### WHAT IS BEING ASKED
Begin with the first line and repeat exactly through the line containing "Rich.props = ['text']"; leave every image out.

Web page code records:
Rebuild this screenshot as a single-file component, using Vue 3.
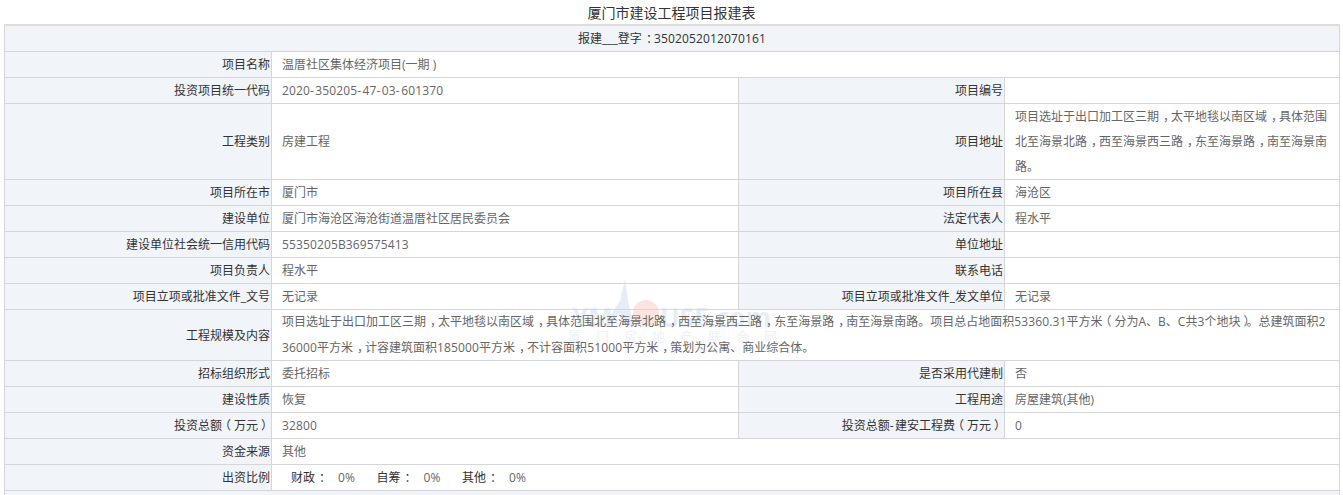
<script setup>
import { h } from 'vue'

const classOf = (s) => {
  if (/^\d/.test(s)) return 'rt-num'
  if (s === '-') return 'rt-dash'
  if (s === '，' || s === '：') return 'rt-mid'
  if (s === '（') return 'rt-open'
  if (s === '）') return 'rt-close'
  return 'rt-txt'
}
const Rich = (props) =>
  h(
    'span',
    null,
    String(props.text || '')
      .split(/(\d+(?:\.\d+)?|-|[，（）：])/)
      .filter(Boolean)
      .map((s) => h('span', { class: classOf(s) }, s))
  )
Rich.props = ['text']

const pairs1 = [
  ['项目所在市', '厦门市', '项目所在县', '海沧区'],
  ['建设单位', '厦门市海沧区海沧街道温厝社区居民委员会', '法定代表人', '程水平'],
  ['建设单位社会统一信用代码', '55350205B369575413', '单位地址', ''],
  ['项目负责人', '程水平', '联系电话', ''],
  ['项目立项或批准文件_文号', '无记录', '项目立项或批准文件_发文单位', '无记录']
]
const pairs2 = [
  ['招标组织形式', '委托招标', '是否采用代建制', '否'],
  ['建设性质', '恢复', '工程用途', '房屋建筑(其他)'],
  ['投资总额（万元）', '32800', '投资总额-建安工程费（万元）', '0']
]
const ratios = [
  ['财政：', '0%'],
  ['自筹：', '0%'],
  ['其他：', '0%']
]
const address = '项目选址于出口加工区三期，太平地毯以南区域，具体范围北至海景北路，西至海景西三路，东至海景路，南至海景南路。'
const scope = address + '项目总占地面积53360.31平方米（分为A、B、C共3个地块）。总建筑面积236000平方米，计容建筑面积185000平方米，不计容面积51000平方米，策划为公寓、商业综合体。'
</script>

<template>
  <div class="page">
    <h1 class="title">厦门市建设工程项目报建表</h1>
    <div class="mark" aria-hidden="true">
      <svg class="mark-art" width="220" height="60" viewBox="0 0 220 60">
        <path d="M65 4 L68 26 L74 50 L62 50 L60 38 L50 50 L44 50 L60 26 Z" fill="#e6edf7" />
        <circle cx="86" cy="38" r="13" fill="#fce4e0" />
      </svg>
      <span class="mark-en mark-left">YM</span>
      <span class="mark-en mark-right">USE.com</span>
      <span class="mark-cn">厦门房地产联合网</span>
    </div>
    <table class="sheet">
      <colgroup>
        <col class="c1" /><col class="c2" /><col class="c3" /><col class="c4" />
      </colgroup>
      <tbody>
        <tr>
          <th colspan="4" class="center"><Rich text="报建___登字：3502052012070161" /></th>
        </tr>
        <tr>
          <th>项目名称</th>
          <td colspan="3"><Rich text="温厝社区集体经济项目(一期 )" /></td>
        </tr>
        <tr>
          <th>投资项目统一代码</th>
          <td><Rich text="2020-350205-47-03-601370" /></td>
          <th>项目编号</th>
          <td></td>
        </tr>
        <tr>
          <th>工程类别</th>
          <td>房建工程</td>
          <th>项目地址</th>
          <td><Rich :text="address" /></td>
        </tr>
        <tr v-for="row in pairs1" :key="row[0]">
          <th>{{ row[0] }}</th>
          <td><Rich :text="row[1]" /></td>
          <th>{{ row[2] }}</th>
          <td>{{ row[3] }}</td>
        </tr>
        <tr>
          <th>工程规模及内容</th>
          <td colspan="3"><div class="wide"><Rich :text="scope" /></div></td>
        </tr>
        <tr v-for="row in pairs2" :key="row[0]">
          <th><Rich :text="row[0]" /></th>
          <td><Rich :text="row[1]" /></td>
          <th><Rich :text="row[2]" /></th>
          <td><Rich :text="row[3]" /></td>
        </tr>
        <tr>
          <th>资金来源</th>
          <td colspan="3">其他</td>
        </tr>
        <tr>
          <th>出资比例</th>
          <td colspan="3">
            <div class="ratios">
              <span v-for="r in ratios" :key="r[0]" class="ratio">
                <span class="ratio-key"><Rich :text="r[0]" /></span>
                <span class="ratio-val"><Rich :text="r[1]" /></span>
              </span>
            </div>
          </td>
        </tr>
        <tr class="foot">
          <th colspan="4"></th>
        </tr>
      </tbody>
    </table>
  </div>
</template>

<style scoped>
.page {
  position: relative;
  width: 1343px;
  height: 495px;
  overflow: hidden;
  padding: 0 4px;
  box-sizing: border-box;
  background: #fff;
  font-family: "Open Sans", "Noto Sans CJK SC", sans-serif;
  font-size: 12px;
  color: #666;
}
.title {
  margin: 0;
  height: 24px;
  line-height: 26px;
  font-size: 14px;
  font-weight: 400;
  color: #333;
  text-align: center;
}
.sheet {
  position: relative;
  z-index: 1;
  width: 1335px;
  border-collapse: collapse;
  table-layout: fixed;
  border-top: 2px solid #ddd;
}
.c1 { width: 267px; }
.c2 { width: 467px; }
.c3 { width: 266px; }
.c4 { width: 335px; }
th, td {
  border: 1px solid #d4d6d9;
  height: 25px;
  padding: 0 8px 0 10px;
  box-sizing: content-box;
  line-height: 25px;
  font-size: 12px;
  font-weight: 400;
  vertical-align: middle;
  word-break: break-all;
}
th {
  padding: 0 1px 0 0;
  background: #f1f5f9;
  color: #333;
  text-align: right;
}
th.center {
  text-align: center;
  padding: 1px 0 0;
  height: 24px;
  line-height: 24px;
}
.wide {
  line-height: 26px;
  margin: -1px 0;
}
.foot th {
  height: 10px;
}
.ratios {
  display: flex;
  padding-left: 9px;
}
.ratio {
  display: inline-flex;
  gap: 11px;
  width: 85.5px;
}
.ratio-key {
  color: #333;
}
.mark {
  position: absolute;
  left: 560px;
  top: 275px;
  width: 220px;
  height: 70px;
  pointer-events: none;
}
.mark-art {
  position: absolute;
  left: 0;
  top: 0;
}
.mark-en {
  position: absolute;
  top: 26px;
  font-size: 26px;
  line-height: 32px;
  font-weight: 700;
  color: #e6edf7;
}
.mark-left { left: 12px; }
.mark-right { left: 100px; }
.mark-cn {
  position: absolute;
  left: 8px;
  top: 53px;
  font-size: 13px;
  line-height: 16px;
  letter-spacing: 15px;
  white-space: nowrap;
  color: #eef1f6;
}
</style>

<style>
.rt-num { letter-spacing: 0.14px; }
.rt-dash { letter-spacing: 1.4px; }
.rt-mid { position: relative; left: 4px; }
.rt-open { position: relative; left: -3px; }
.rt-close { position: relative; left: 3px; }
</style>
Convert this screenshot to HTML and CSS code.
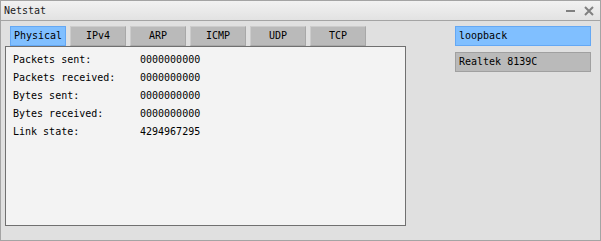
FILE: index.html
```html
<!DOCTYPE html>
<html lang="en">
<head>
    <meta charset="UTF-8">
    <title>Netstat</title>
    <link rel="stylesheet" href="styles.css">
</head>
<body>
    <div class="window">
        <div class="titlebar">
            <span class="title">Netstat</span>
            <div class="title-buttons">
                <svg class="btn-min" width="10" height="10" viewBox="0 0 10 10">
                    <rect x="0" y="4" width="9" height="2" fill="#808080"/>
                </svg>
                <svg class="btn-close" width="10" height="10" viewBox="0 0 10 10">
                    <path d="M1 1 L9 9 M9 1 L1 9" stroke="#808080" stroke-width="2"/>
                </svg>
            </div>
        </div>
        <div class="content">
            <div class="left-col">
                <div class="tabs">
                    <div class="tab active">Physical</div>
                    <div class="tab">IPv4</div>
                    <div class="tab">ARP</div>
                    <div class="tab">ICMP</div>
                    <div class="tab">UDP</div>
                    <div class="tab">TCP</div>
                </div>
                <div class="panel">
                    <div class="row"><span class="label">Packets sent:</span><span class="value">0000000000</span></div>
                    <div class="row"><span class="label">Packets received:</span><span class="value">0000000000</span></div>
                    <div class="row"><span class="label">Bytes sent:</span><span class="value">0000000000</span></div>
                    <div class="row"><span class="label">Bytes received:</span><span class="value">0000000000</span></div>
                    <div class="row"><span class="label">Link state:</span><span class="value">4294967295</span></div>
                </div>
            </div>
            <div class="iface-list">
                <div class="iface selected">loopback</div>
                <div class="iface">Realtek 8139C</div>
            </div>
        </div>
    </div>
</body>
</html>
```

FILE: styles.css
```css
* {
    margin: 0;
    padding: 0;
    box-sizing: border-box;
}

body {
    font-family: "DejaVu Sans Mono", "Liberation Mono", monospace;
    font-size: 10px;
    color: #000;
    background-color: #e0e0e0;
}

.window {
    width: 601px;
    height: 241px;
    border: 1px solid #a4a4a4;
    background-color: #e0e0e0;
    display: flex;
    flex-direction: column;
}

.titlebar {
    height: 20px;
    border-bottom: 1px solid #a4a4a4;
    background: linear-gradient(#f2f2f2, #e2e2e2);
    display: flex;
    align-items: center;
    justify-content: space-between;
    padding: 0 6px 0 3px;
}

.title {
    color: #202020;
}

.title-buttons {
    display: flex;
    gap: 8px;
    align-items: center;
}

.content {
    display: flex;
    justify-content: space-between;
    padding: 5px 9px 0 4px;
}

.tabs {
    display: flex;
    gap: 4px;
    padding-left: 5px;
}

.tab {
    width: 56px;
    height: 20px;
    line-height: 18px;
    text-align: center;
    background-color: #bababa;
    border: 1px solid #a8a8a8;
    border-top-color: #cccccc;
    border-left-color: #cccccc;
}

.tab.active {
    background-color: #80bfff;
    border-color: #64a8f4;
}

.panel {
    width: 401px;
    height: 180px;
    background-color: #f3f3f3;
    border: 1px solid #707070;
    padding: 4px 7px;
}

.row {
    display: flex;
    height: 18px;
    line-height: 18px;
}

.label {
    width: 127px;
}

.iface-list {
    width: 136px;
    display: flex;
    flex-direction: column;
    gap: 6px;
}

.iface {
    height: 20px;
    line-height: 18px;
    padding-left: 3px;
    background-color: #bababa;
    border: 1px solid #a0a0a0;
}

.iface.selected {
    background-color: #80bfff;
    border-color: #64a8f4;
}
```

### TASK RESPONSE
Rebuild this screenshot as a single-file component, using Vue 3.
<script setup>
import { h } from 'vue'

const classOf = (s) => {
  if (/^\d/.test(s)) return 'rt-num'
  if (s === '-') return 'rt-dash'
  if (s === '，' || s === '：') return 'rt-mid'
  if (s === '（') return 'rt-open'
  if (s === '）') return 'rt-close'
  return 'rt-txt'
}
const Rich = (props) =>
  h(
    'span',
    null,
    String(props.text || '')
      .split(/(\d+(?:\.\d+)?|-|[，（）：])/)
      .filter(Boolean)
      .map((s) => h('span', { class: classOf(s) }, s))
  )
Rich.props = ['text']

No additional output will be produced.